Efficient Adaptation of Pre-Trained Vision Transformer Underpinned by Approximation Theory¶

Conference: ICCV 2025 arXiv: 2507.13260 Code: Google Drive Area: Model Compression Keywords: parameter-efficient fine-tuning, approximate orthogonality, LoRA, Adapter, Vision Transformer

TL;DR¶

This paper identifies that the row/column vectors of pre-trained ViT weight matrices exhibit approximate orthogonality, whereas the projection matrices learned by LoRA/Adapter do not. The authors propose AOFT, a strategy that generates approximately orthogonal down/up projection matrices from a single learnable vector, aligning the adaptation modules with the properties of the backbone network. This reduces the generalization error bound and achieves competitive performance on FGVC and VTAB-1k with fewer parameters.

Background & Motivation¶

Parameter-efficient fine-tuning (PEFT) has become the dominant paradigm for adapting large-scale pre-trained ViTs to downstream tasks. Methods such as LoRA and Adapter approximate weight increments via low-rank down-projection–up-projection matrices, requiring updates to only a small number of parameters.
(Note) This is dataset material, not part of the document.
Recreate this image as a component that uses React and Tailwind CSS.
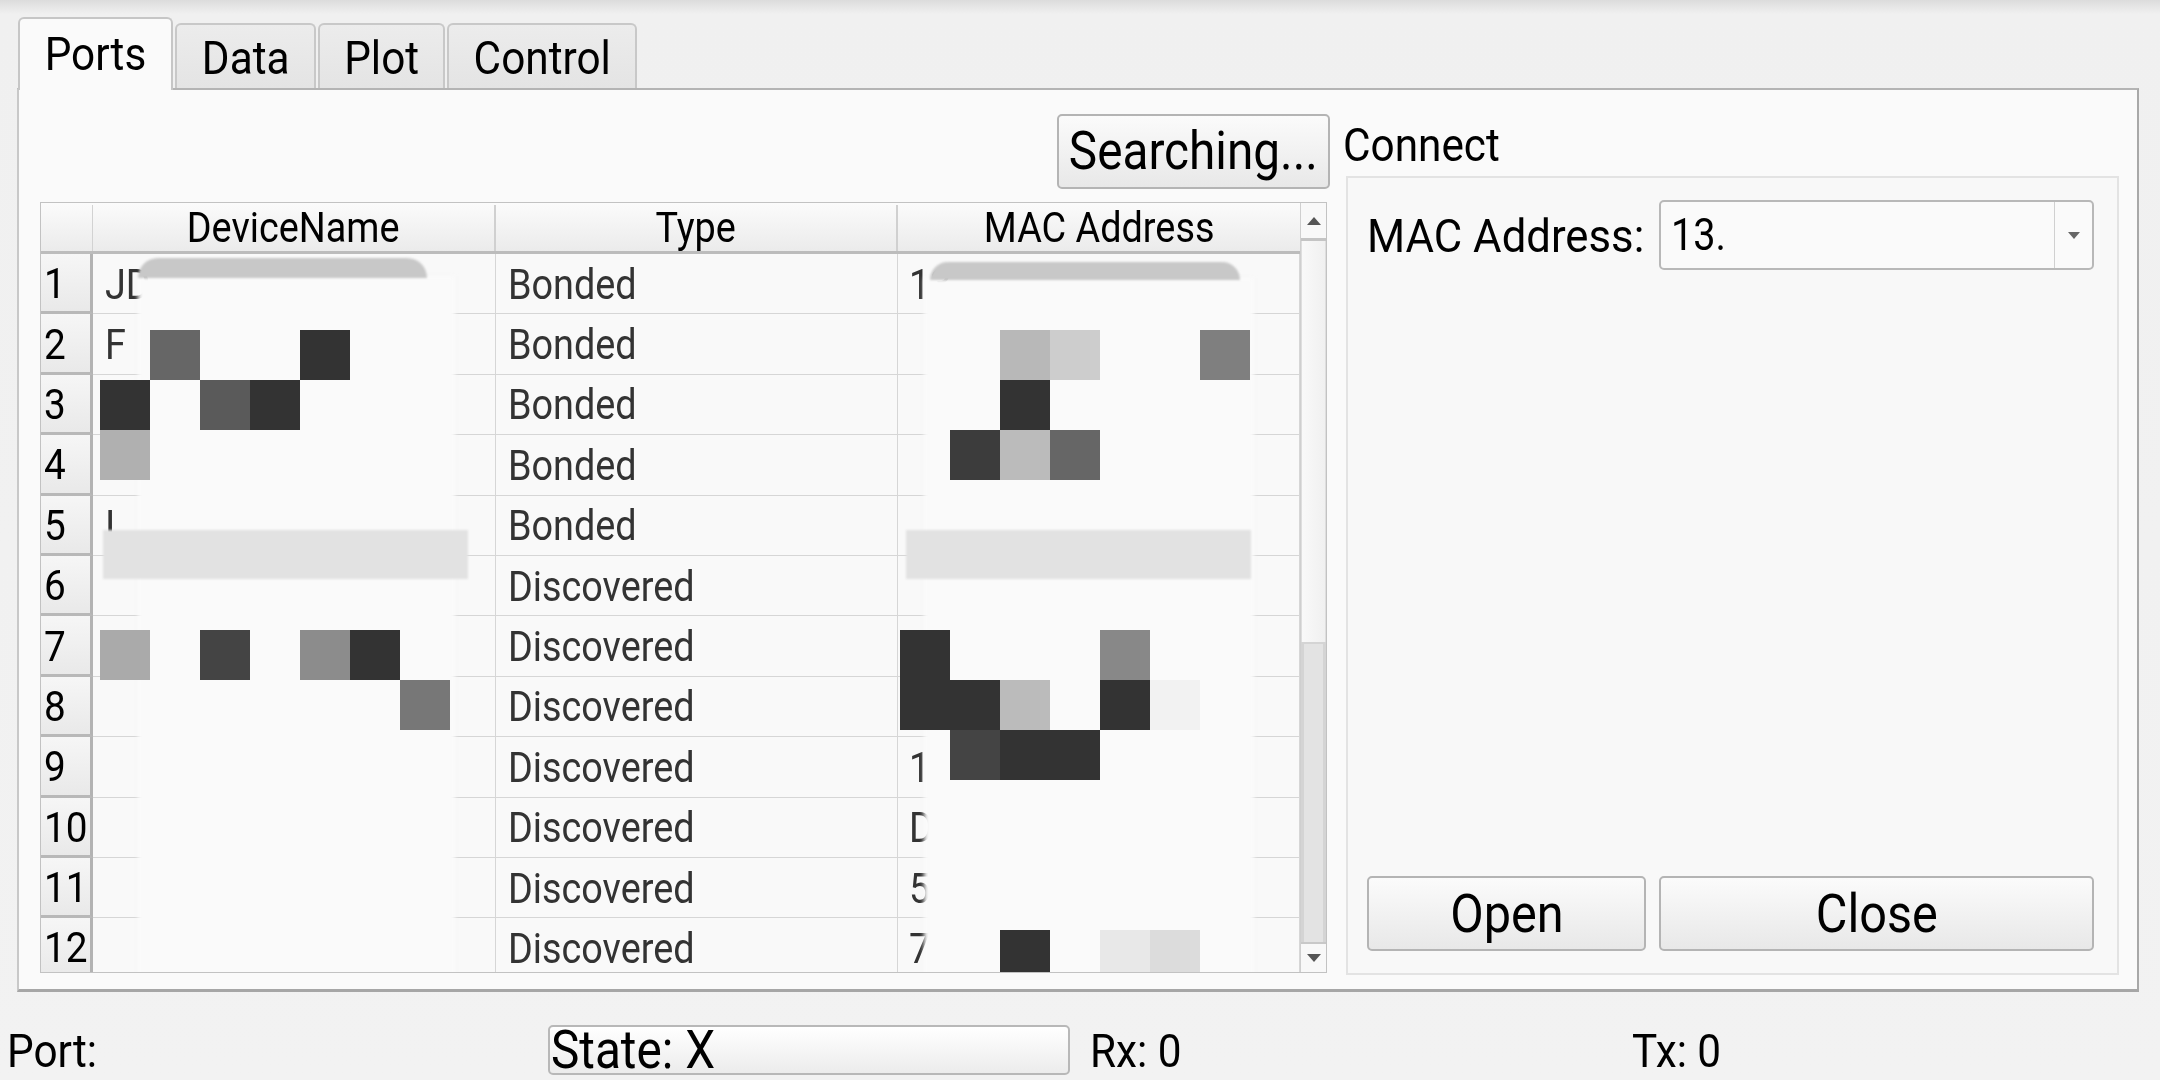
import React from "react";

const rows = [
  { n: 1, name: "JD", type: "Bonded", mac: "13" },
  { n: 2, name: "F", type: "Bonded", mac: "" },
  { n: 3, name: "H", type: "Bonded", mac: "" },
  { n: 4, name: "", type: "Bonded", mac: "" },
  { n: 5, name: "I", type: "Bonded", mac: "" },
  { n: 6, name: "", type: "Discovered", mac: "" },
  { n: 7, name: "I", type: "Discovered", mac: "" },
  { n: 8, name: "", type: "Discovered", mac: "" },
  { n: 9, name: "", type: "Discovered", mac: "1" },
  { n: 10, name: "", type: "Discovered", mac: "D" },
  { n: 11, name: "", type: "Discovered", mac: "5" },
  { n: 12, name: "", type: "Discovered", mac: "7C" },
];

// pixelation blocks of the redaction (column k, row j, colour)
const blocks = [
  [1, 0, "#666666"], [4, 0, "#333333"],
  [0, 1, "#333333"], [2, 1, "#5a5a5a"], [3, 1, "#333333"],
  [0, 2, "#b0b0b0"],
  [0, 6, "#aaaaaa"], [2, 6, "#444444"], [4, 6, "#8c8c8c"], [5, 6, "#333333"],
  [6, 7, "#777777"],
  [18, 0, "#b8b8b8"], [19, 0, "#cdcdcd"], [22, 0, "#7f7f7f"],
  [18, 1, "#333333"],
  [17, 2, "#3c3c3c"], [18, 2, "#bbbbbb"], [19, 2, "#666666"],
  [16, 6, "#333333"], [20, 6, "#888888"],
  [16, 7, "#333333"], [17, 7, "#333333"], [18, 7, "#bbbbbb"], [20, 7, "#333333"], [21, 7, "#f2f2f2"],
  [17, 8, "#444444"], [18, 8, "#333333"], [19, 8, "#333333"],
  [18, 12, "#333333"], [20, 12, "#e8e8e8"], [21, 12, "#dcdcdc"],
];

// slightly condensed text, as in the reference
function C({ children }) {
  return <span className="inline-block origin-center scale-x-[0.9] whitespace-pre">{children}</span>;
}
function L({ children }) {
  return <span className="inline-block origin-left scale-x-[0.9] whitespace-pre">{children}</span>;
}

function Btn({ className, children }) {
  return (
    <div
      className={
        "flex shrink-0 items-center justify-center rounded-[5px] border-2 border-[#b4b4b4] bg-gradient-to-b from-[#fbfbfb] to-[#e8e8e8] text-black leading-none " +
        className
      }
    >
      <C>{children}</C>
    </div>
  );
}

function Tab({ label, active, w }) {
  if (active) {
    return (
      <div
        className={`relative z-10 -mb-[2px] flex h-[73px] items-center justify-center rounded-t-[6px] border-2 border-b-0 border-[#c6c6c6] bg-[#fafafa] ${w} text-[47px] leading-none text-black`}
      >
        <span className="-mt-[2px]">
          <C>{label}</C>
        </span>
      </div>
    );
  }
  return (
    <div
      className={`flex h-[65px] items-center justify-center rounded-t-[6px] border-2 border-b-0 border-[#c8c8c8] bg-gradient-to-b from-[#ececec] to-[#e4e4e4] ${w} text-[47px] leading-none text-black`}
    >
      <span className="mt-[2px]">
        <C>{label}</C>
      </span>
    </div>
  );
}

function Table() {
  return (
    <div className="relative flex h-[771px] w-[1287px] overflow-hidden border border-[#c2c2c2] bg-[#f9f9f9]">
      <div className="flex w-[1259px] flex-col">
        {/* header */}
        <div className="flex h-[51px] shrink-0 border-b-[3px] border-[#bcbcbc] bg-gradient-to-b from-[#fbfbfb] to-[#ebebeb] pt-[2px] text-[42px] leading-none text-black">
          <div className="w-[52px] border-r border-[#d2d2d2]" />
          <div className="flex w-[403px] items-center justify-center border-r-2 border-[#d0d0d0]">
            <C>DeviceName</C>
          </div>
          <div className="flex w-[402px] items-center justify-center border-r-2 border-[#d0d0d0]">
            <C>Type</C>
          </div>
          <div className="flex w-[402px] items-center justify-center">
            <C>MAC Address</C>
          </div>
        </div>
        {rows.map((r) => (
          <div key={r.n} className="flex h-[60.4px] shrink-0">
            <div className="flex w-[52px] items-center border-r-[3px] border-b-[3px] border-r-[#b3b3b3] border-b-[#b8b8b8] bg-gradient-to-b from-[#f6f6f6] to-[#e9e9e9] pl-[3px] pt-[2px] text-[43px] leading-none text-black">
              <L>{String(r.n)}</L>
            </div>
            <div className="flex w-[403px] items-center border-r border-b border-[#d6d6d6] pl-[12px] pt-[2px] text-[42px] leading-none text-[#333]">
              <L>{r.name}</L>
            </div>
            <div className="flex w-[402px] items-center border-r border-b border-[#d6d6d6] pl-[12px] pt-[2px] text-[42px] leading-none text-[#333]">
              <L>{r.type}</L>
            </div>
            <div className="flex w-[402px] items-center border-r border-b border-[#d6d6d6] pl-[11px] pt-[2px] text-[42px] leading-none text-[#333]">
              <L>{r.mac}</L>
            </div>
          </div>
        ))}
      </div>
      {/* scrollbar */}
      <div className="flex w-[26px] flex-col border-l border-[#cfcfcf] bg-[#f7f7f7]">
        <div className="flex h-[38px] shrink-0 items-center justify-center border-b-[3px] border-[#c4c4c4] bg-[#f8f8f8]">
          <div className="h-0 w-0 border-x-[7px] border-b-[8px] border-x-transparent border-b-[#555]" />
        </div>
        <div className="h-[401px] shrink-0 border-x border-[#dedede] bg-gradient-to-r from-[#f9f9f9] to-[#f0f0f0]" />
        <div className="flex-1 border-t-2 border-x-[3px] border-[#d4d4d4] bg-[#e3e3e3]" />
        <div className="flex h-[30px] shrink-0 items-center justify-center border-t-2 border-[#c8c8c8] bg-[#f8f8f8]">
          <div className="h-0 w-0 border-x-[7px] border-t-[8px] border-x-transparent border-t-[#555]" />
        </div>
      </div>

      {/* redaction overlays */}
      <div className="absolute left-[97px] top-[73px] h-[700px] w-[317px] bg-[#fafafa] blur-[2px]" />
      <div className="absolute left-[883px] top-[75px] h-[700px] w-[330px] bg-[#fafafa] blur-[2px]" />
      <div className="absolute left-[97px] top-[55px] h-[20px] w-[289px] rounded-t-full bg-[#c8c8c8] blur-[1px]" />
      <div className="absolute left-[889px] top-[59px] h-[18px] w-[310px] rounded-t-full bg-[#c8c8c8] blur-[1px]" />
      <div className="absolute left-[62px] top-[327px] h-[49px] w-[365px] bg-[#e2e2e2] blur-[1px]" />
      <div className="absolute left-[865px] top-[327px] h-[49px] w-[345px] bg-[#e2e2e2] blur-[1px]" />
      {blocks.map(([k, j, c], i) => (
        <div
          key={i}
          className="absolute h-[50px] w-[50px]"
          style={{ left: 59 + 50 * k, top: 127 + 50 * j, backgroundColor: c }}
        />
      ))}
    </div>
  );
}

export default function App() {
  return (
    <div className="flex h-[1080px] w-[2160px] flex-col overflow-hidden bg-[linear-gradient(to_bottom,#dcdcdc_0px,#f0f0f0_14px,#f2f2f2_100%)] font-['Roboto'] text-black">
      {/* tab bar */}
      <div className="mt-[17px] flex h-[71px] items-end gap-[2px] pl-[18px]">
        <Tab label="Ports" active w="w-[155px]" />
        <Tab label="Data" w="w-[141px]" />
        <Tab label="Plot" w="w-[127px]" />
        <Tab label="Control" w="w-[190px]" />
      </div>

      {/* pane */}
      <div className="ml-[17px] flex h-[904px] w-[2122px] gap-[13px] border-x-2 border-t-2 border-b-[3px] border-l-[#c8c8c8] border-r-[#a8a8a8] border-t-[#b4b4b4] border-b-[#a6a6a6] bg-[#fafafa] pl-[21px] pt-[24px]">
        {/* left column */}
        <div className="flex w-[1290px] flex-col gap-[13px]">
          <div className="flex justify-end">
            <Btn className="h-[75px] w-[273px] text-[53px]">Searching...</Btn>
          </div>
          <Table />
        </div>
        {/* right column */}
        <div className="flex w-[776px] flex-col">
          <div className="flex h-[60px] items-center text-[47px] leading-none">
            <L>Connect</L>
          </div>
          <div className="ml-[3px] mt-[2px] flex h-[799px] w-[773px] flex-col justify-between border-2 border-[#e3e3e3] bg-[#f8f8f8] pb-[22px] pl-[19px] pr-[23px] pt-[22px]">
            <div className="flex h-[70px] items-center">
              <span className="min-w-0 flex-1 text-[47px] leading-none">
                <span className="inline-block origin-left scale-x-[0.93] whitespace-pre">MAC Address:</span>
              </span>
              <div className="flex h-[70px] w-[435px] shrink-0 items-center rounded-[5px] border-2 border-[#b8b8b8] bg-[#fafafa]">
                <span className="flex-1 pl-[10px] text-[44px] leading-none">
                  <L>13.</L>
                </span>
                <div className="flex h-full w-[38px] items-center justify-center border-l border-[#d0d0d0]">
                  <div className="h-0 w-0 border-x-[6px] border-t-[7px] border-x-transparent border-t-[#666]" />
                </div>
              </div>
            </div>
            <div className="flex gap-[13px]">
              <Btn className="h-[75px] w-[279px] text-[54px]">Open</Btn>
              <Btn className="h-[75px] w-[435px] text-[54px]">Close</Btn>
            </div>
          </div>
        </div>
      </div>

      {/* status bar */}
      <div className="flex h-[88px] items-center pt-[28px] text-[47px] leading-none">
        <div className="w-[548px] pl-[7px]">
          <L>Port:</L>
        </div>
        <div className="flex h-[50px] w-[522px] items-center rounded-[5px] border-2 border-[#b8b8b8] bg-gradient-to-b from-[#ffffff] to-[#ececec] pl-[1px] text-[53px]">
          <L>State: X</L>
        </div>
        <div className="w-[562px] pl-[20px]">
          <L>Rx: 0</L>
        </div>
        <div>
          <L>Tx: 0</L>
        </div>
      </div>
    </div>
  );
}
Through careful analysis of pre-trained ViT weight matrices \(\mathbf{W}_q, \mathbf{W}_v\), etc., the authors observe an important and previously underexploited phenomenon:

The row/column vectors of pre-trained backbone matrices exhibit approximate orthogonality—their angular distribution concentrates near 90°.

The down/up projection matrices learned by LoRA/Adapter do not possess this property—their angular distribution is dispersed, far from orthogonal.

Orthogonality mathematically implies independence among vectors. From a generalization-theoretic perspective, orthogonal weight matrices have smaller L2 norms, which in turn reduces the generalization error bound given by Rademacher complexity.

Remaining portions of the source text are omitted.